Several of these planes correspond to interesting geometric configurations:
The equations $a+d=b$, $a+b=d$ and $b+d=a$ are $PA+1=PB$, $PA+PB=1$ and $PB+1=PA$ respectively, which say that $P$ lies on the line $AB$ (either in the two unbounded rays or in the line segment $AB$.)
The equation $a+b=c$ means $PA+PB=PC$, so (by Ptolemy's theorem) $P$ is on the arc of the circumcircle from $A$ to $B$; the other arcs of the circumcircle are described similarly.
The equation $a=b$ means that $P$ is on the perpendicular bisector of $AB$. This doesn't actually contribute any points; the intersection of $\Sigma$ with $\{ a=b \}$ the product of two conics, neither of which has rational coefficients.

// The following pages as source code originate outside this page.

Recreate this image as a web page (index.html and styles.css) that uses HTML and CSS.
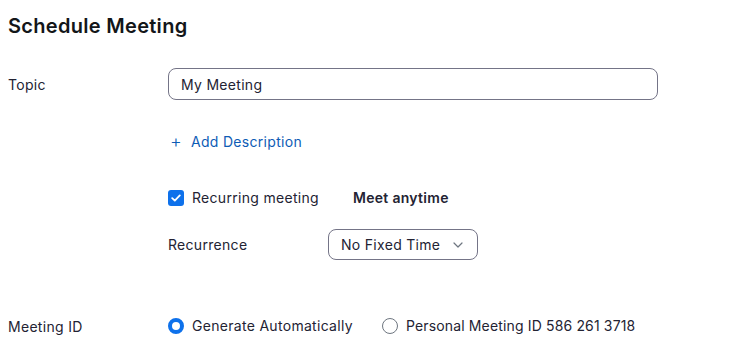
FILE: index.html
```html
<!DOCTYPE html>
<html lang="en">
<head>
    <meta charset="UTF-8">
    <meta name="viewport" content="width=device-width, initial-scale=1.0">
    <title>Schedule Meeting</title>
    <link rel="stylesheet" href="styles.css">
</head>
<body>
  <div class="schedule">
    <h1 class="schedule-title">Schedule Meeting</h1>

    <div class="form-row row-topic">
        <label class="form-label">Topic</label>
        <div class="form-field">
            <input class="text-input" type="text" value="My Meeting">
        </div>
    </div>

    <div class="form-row row-desc">
        <div class="form-label"></div>
        <div class="form-field">
            <a class="add-link" href="#"><span class="plus">+</span> Add Description</a>
        </div>
    </div>

    <div class="form-row row-recurring">
        <div class="form-label"></div>
        <div class="form-field check-line">
            <span class="checkbox">
                <svg width="10" height="8" viewBox="0 0 10 8"><path d="M1.2 4.2 L3.8 6.6 L8.8 1.4" fill="none" stroke="#fff" stroke-width="1.8" stroke-linecap="round" stroke-linejoin="round"/></svg>
            </span>
            <span class="check-text">Recurring meeting</span>
            <span class="anytime">Meet anytime</span>
        </div>
    </div>

    <div class="form-row row-recurrence">
        <div class="form-label"></div>
        <div class="form-field sub-row">
            <span class="sub-label">Recurrence</span>
            <div class="select">
                <span>No Fixed Time</span>
                <svg width="10" height="6" viewBox="0 0 10 6"><path d="M1 1 L5 5 L9 1" fill="none" stroke="#6e7680" stroke-width="1.2" stroke-linecap="round" stroke-linejoin="round"/></svg>
            </div>
        </div>
    </div>

    <div class="form-row row-meeting-id">
        <label class="form-label">Meeting ID</label>
        <div class="form-field radio-line">
            <span class="radio radio-on"></span>
            <span class="radio-text">Generate Automatically</span>
            <span class="radio"></span>
            <span class="radio-text pmi">Personal Meeting ID 586 261 3718</span>
        </div>
    </div>
  </div>
</body>
</html>
```

FILE: styles.css
```css
* {
    margin: 0;
    padding: 0;
    box-sizing: border-box;
}

body {
    font-family: Inter, "Noto Sans", Arial, sans-serif;
    background-color: #ffffff;
    color: #232333;
    font-size: 14px;
    letter-spacing: 0.3px;
}

.schedule {
    padding: 13px 8px 0 8px;
}

.schedule-title {
    font-size: 20px;
    font-weight: 600;
    line-height: 26px;
    color: #131619;
}

.form-row {
    display: flex;
    align-items: center;
}

.form-label {
    width: 160px;
    flex-shrink: 0;
}

.form-field {
    flex: 1;
}

.row-topic {
    margin-top: 29px;
}

.text-input {
    width: 490px;
    height: 32px;
    border: 1px solid #747487;
    border-radius: 8px;
    padding: 0 12px;
    font-family: inherit;
    font-size: 14px;
    letter-spacing: 0.3px;
    color: #232333;
    outline: none;
}

.row-desc {
    margin-top: 32px;
}

.add-link {
    color: #0e5cb5;
    text-decoration: none;
    font-size: 14px;
    line-height: 20px;
    display: inline-flex;
    align-items: center;
}

.plus {
    font-size: 18px;
    font-weight: 300;
    width: 23px;
    padding-left: 2px;
}

.row-recurring {
    margin-top: 36px;
}

.check-line {
    display: flex;
    align-items: center;
    line-height: 20px;
}

.checkbox {
    width: 16px;
    height: 16px;
    border-radius: 3px;
    background: #0e71eb;
    display: flex;
    align-items: center;
    justify-content: center;
    margin-right: 8px;
}

.anytime {
    font-weight: 600;
    margin-left: 34px;
}

.row-recurrence {
    margin-top: 21px;
}

.sub-row {
    display: flex;
    align-items: center;
}

.sub-label {
    width: 160px;
}

.select {
    width: 150px;
    height: 31px;
    border: 1px solid #747487;
    border-radius: 8px;
    padding: 0 14px 0 12px;
    display: flex;
    align-items: center;
    justify-content: space-between;
}

.row-meeting-id {
    margin-top: 56px;
}

.radio-line {
    display: flex;
    align-items: center;
    line-height: 20px;
}

.radio {
    width: 16px;
    height: 16px;
    border-radius: 50%;
    border: 1px solid #6e7680;
    margin-right: 8px;
}

.radio-on {
    border: 4px solid #0e71eb;
}

.radio-text {
    margin-right: 29px;
}

.pmi {
    letter-spacing: 0.15px;
}
```
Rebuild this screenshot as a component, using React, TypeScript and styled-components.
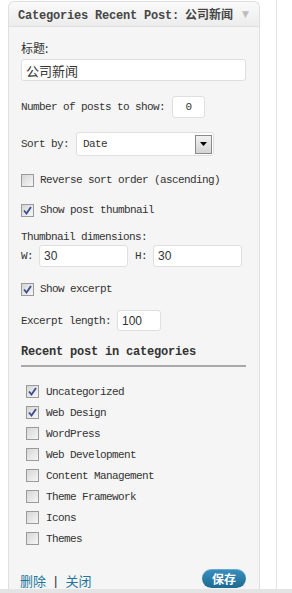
import React from 'react'
import styled, { createGlobalStyle } from 'styled-components'

const GlobalStyle = createGlobalStyle`
  html, body {
    margin: 0;
    padding: 0;
    background: #fff;
  }
  body {
    font-family: "Liberation Mono", "Noto Sans CJK SC", monospace;
    font-size: 11px;
    color: #333;
  }
`

const mono = `"Liberation Mono", "Noto Sans CJK SC", monospace`
const cjk = `"Noto Sans CJK SC", "Liberation Sans", sans-serif`

const Page = styled.div`
  width: 292px;
  height: 593px;
  display: flex;
  flex-direction: column;
  overflow: hidden;
`

const Main = styled.div`
  flex: 1;
  display: flex;
  min-height: 0;
`

const Rule = styled.div`
  margin-left: 16px;
  border-left: 1px solid #e3e3e3;
`

const BottomBar = styled.div`
  height: 4px;
  background: #e4e4e4;
`

const Widget = styled.div`
  margin: 1px 0 0 8px;
  width: 250px;
  border: 1px solid #dfdfdf;
  border-bottom: none;
  border-radius: 6px 6px 0 0;
  background: #f5f5f5;
  display: flex;
  flex-direction: column;
`

const Header = styled.div`
  height: 27px;
  display: flex;
  align-items: center;
  justify-content: space-between;
  padding: 0 10px 0 9px;
  background: linear-gradient(to bottom, #fafafa, #ececec);
  border-bottom: 1px solid #dfdfdf;
  border-radius: 6px 6px 0 0;
`

const HeaderTitle = styled.span`
  font-family: ${mono};
  font-weight: bold;
  font-size: 12px;
  letter-spacing: -0.2px;
  color: #464646;
  white-space: nowrap;
`

const HeaderCjk = styled.span`
  font-family: ${cjk};
  font-size: 12px;
  letter-spacing: 0;
  margin-left: 6px;
`

const Toggle = styled.span`
  font-size: 9px;
  color: #bcbcbc;
  font-family: "DejaVu Sans", sans-serif;
`

const Body = styled.div`
  padding: 13px 13px 0 12px;
  display: flex;
  flex-direction: column;
`

const CjkLabel = styled.div`
  font-family: ${cjk};
  font-size: 12px;
  line-height: 16px;
  color: #333;
`

const TextField = styled.div<{ w?: number; mono?: boolean; center?: boolean; h?: number }>`
  box-sizing: border-box;
  width: ${p => (p.w ? `${p.w}px` : '100%')};
  height: ${p => p.h ?? 22}px;
  background: #fff;
  border: 1px solid #dfdfdf;
  border-radius: 3px;
  display: flex;
  align-items: center;
  justify-content: ${p => (p.center ? 'center' : 'flex-start')};
  padding: 0 ${p => (p.center ? 0 : 4)}px;
  font-family: ${p => (p.mono ? mono : `"Liberation Sans", Arial, sans-serif`)};
  font-size: ${p => (p.mono ? 11 : 12)}px;
  letter-spacing: ${p => (p.mono ? '-0.6px' : '0')};
  color: #333;
  flex-shrink: 0;
`

const TitleValue = styled.span`
  font-family: ${cjk};
  font-size: 13px;
`

const Row = styled.div<{ mt: number; gap?: number }>`
  display: flex;
  align-items: center;
  margin-top: ${p => p.mt}px;
  gap: ${p => p.gap ?? 0}px;
`

const Text = styled.span<{ w?: number }>`
  font-family: ${mono};
  font-size: 11px;
  letter-spacing: -0.6px;
  line-height: 16px;
  white-space: nowrap;
  ${p => (p.w ? `width: ${p.w}px;` : '')}
  flex-shrink: 0;
`

const Select = styled.div`
  box-sizing: border-box;
  width: 138px;
  height: 24px;
  margin-left: auto;
  margin-right: 32px;
  background: #fff;
  border: 1px solid #dfdfdf;
  border-radius: 3px;
  display: flex;
  align-items: center;
  justify-content: space-between;
  padding: 0 1px 0 6px;
`

const DropButton = styled.span`
  box-sizing: border-box;
  width: 17px;
  height: 19px;
  border: 1px solid #8a8a8a;
  background: linear-gradient(to bottom, #f2f2f2, #d4d4d4);
  display: flex;
  align-items: center;
  justify-content: center;
`

const Check = styled.span`
  box-sizing: border-box;
  width: 13px;
  height: 13px;
  border: 1px solid #9a9a9a;
  background: linear-gradient(135deg, #d6d6d6, #f6f6f6);
  display: inline-flex;
  align-items: center;
  justify-content: center;
  flex-shrink: 0;
`

const CheckRow = styled.div<{ mt?: number; indent?: number }>`
  display: flex;
  align-items: center;
  gap: 6px;
  height: 16px;
  margin-top: ${p => p.mt ?? 0}px;
  padding-left: ${p => p.indent ?? 0}px;
`

const Heading = styled.div`
  margin-top: 13px;
  padding-bottom: 5px;
  border-bottom: 2px solid #a9a9a9;
  font-family: ${mono};
  font-weight: bold;
  font-size: 12px;
  letter-spacing: -0.2px;
  line-height: 16px;
  color: #333;
`

const CategoryList = styled.ul`
  list-style: none;
  margin: 14px 0 0;
  padding: 0 0 0 5px;
`

const CategoryItem = styled.li`
  height: 21px;
  display: flex;
  align-items: center;
  gap: 7px;
`

const Footer = styled.div`
  margin-top: 19px;
  height: 21px;
  display: flex;
  align-items: center;
  justify-content: space-between;
`

const Links = styled.div`
  display: flex;
  align-items: center;
  gap: 8px;
  font-family: ${cjk};
  font-size: 13px;
  color: #21759b;
  margin-top: 4px;
  margin-left: -1px;
`

const Sep = styled.span`
  color: #333;
  font-family: "Liberation Sans", sans-serif;
`

const SaveButton = styled.button`
  width: 44px;
  height: 19px;
  margin-top: -1px;
  border: none;
  border-radius: 10px;
  background: linear-gradient(to bottom, #3a8fbf, #1d6a93);
  box-shadow: inset 0 1px 0 rgba(255, 255, 255, 0.25);
  color: #fff;
  font-family: ${cjk};
  font-weight: bold;
  font-size: 12px;
  padding: 0;
  line-height: 19px;
`

const CheckBox = ({ checked }: { checked?: boolean }) => (
  <Check>
    {checked && (
      <svg width="9" height="9" viewBox="0 0 9 9">
        <path d="M1 4.5 L3.5 7.5 L8 1" fill="none" stroke="#3b4d8f" strokeWidth="1.8" />
      </svg>
    )}
  </Check>
)

const categories = [
  { name: 'Uncategorized', checked: true },
  { name: 'Web Design', checked: true },
  { name: 'WordPress', checked: false },
  { name: 'Web Development', checked: false },
  { name: 'Content Management', checked: false },
  { name: 'Theme Framework', checked: false },
  { name: 'Icons', checked: false },
  { name: 'Themes', checked: false }
]

const App = () => (
  <Page>
    <GlobalStyle />
    <Main>
      <Widget>
        <Header>
          <HeaderTitle>
            Categories Recent Post:<HeaderCjk>公司新闻</HeaderCjk>
          </HeaderTitle>
          <Toggle>▼</Toggle>
        </Header>
        <Body>
          <CjkLabel>标题:</CjkLabel>
          <Row mt={3}>
            <TextField>
              <TitleValue>公司新闻</TitleValue>
            </TextField>
          </Row>

          <Row mt={15}>
            <Text w={151}>Number of posts to show:</Text>
            <TextField w={33} mono center>0</TextField>
          </Row>

          <Row mt={14}>
            <Text>Sort by:</Text>
            <Select>
              <Text>Date</Text>
              <DropButton>
                <svg width="7" height="4" viewBox="0 0 7 4">
                  <path d="M0 0 H7 L3.5 4 Z" fill="#000" />
                </svg>
              </DropButton>
            </Select>
          </Row>

          <CheckRow mt={16}>
            <CheckBox />
            <Text>Reverse sort order (ascending)</Text>
          </CheckRow>
          <CheckRow mt={14}>
            <CheckBox checked />
            <Text>Show post thumbnail</Text>
          </CheckRow>

          <Row mt={11}>
            <Text>Thumbnail dimensions:</Text>
          </Row>
          <Row mt={0}>
            <Text w={18}>W:</Text>
            <TextField w={89}>30</TextField>
            <Text w={18} style={{ marginLeft: 7 }}>H:</Text>
            <TextField w={89}>30</TextField>
          </Row>

          <CheckRow mt={14}>
            <CheckBox checked />
            <Text>Show excerpt</Text>
          </CheckRow>

          <Row mt={13}>
            <Text w={96}>Excerpt length:</Text>
            <TextField w={44} h={21}>100</TextField>
          </Row>

          <Heading>Recent post in categories</Heading>

          <CategoryList>
            {categories.map(c => (
              <CategoryItem key={c.name}>
                <CheckBox checked={c.checked} />
                <Text>{c.name}</Text>
              </CategoryItem>
            ))}
          </CategoryList>

          <Footer>
            <Links>
              <span>删除</span>
              <Sep>|</Sep>
              <span>关闭</span>
            </Links>
            <SaveButton>保存</SaveButton>
          </Footer>
        </Body>
      </Widget>
      <Rule />
    </Main>
    <BottomBar />
  </Page>
)

export default App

Other planes, such as mathlove's choice $PB+1=2PA$ have no clear geometric meaning, but we can still rationally parametrize them and, at least in some cases, it seems we win.
As far as I can tell from skimming papers, there is an enormous literature on rational points on Kummer surfaces, but there isn't one simple answer. I had hoped to use this question as an opportunity to teach myself about Kummer surfaces (and, to some extent, I have) but it looks it's a big field, so I'll stop here.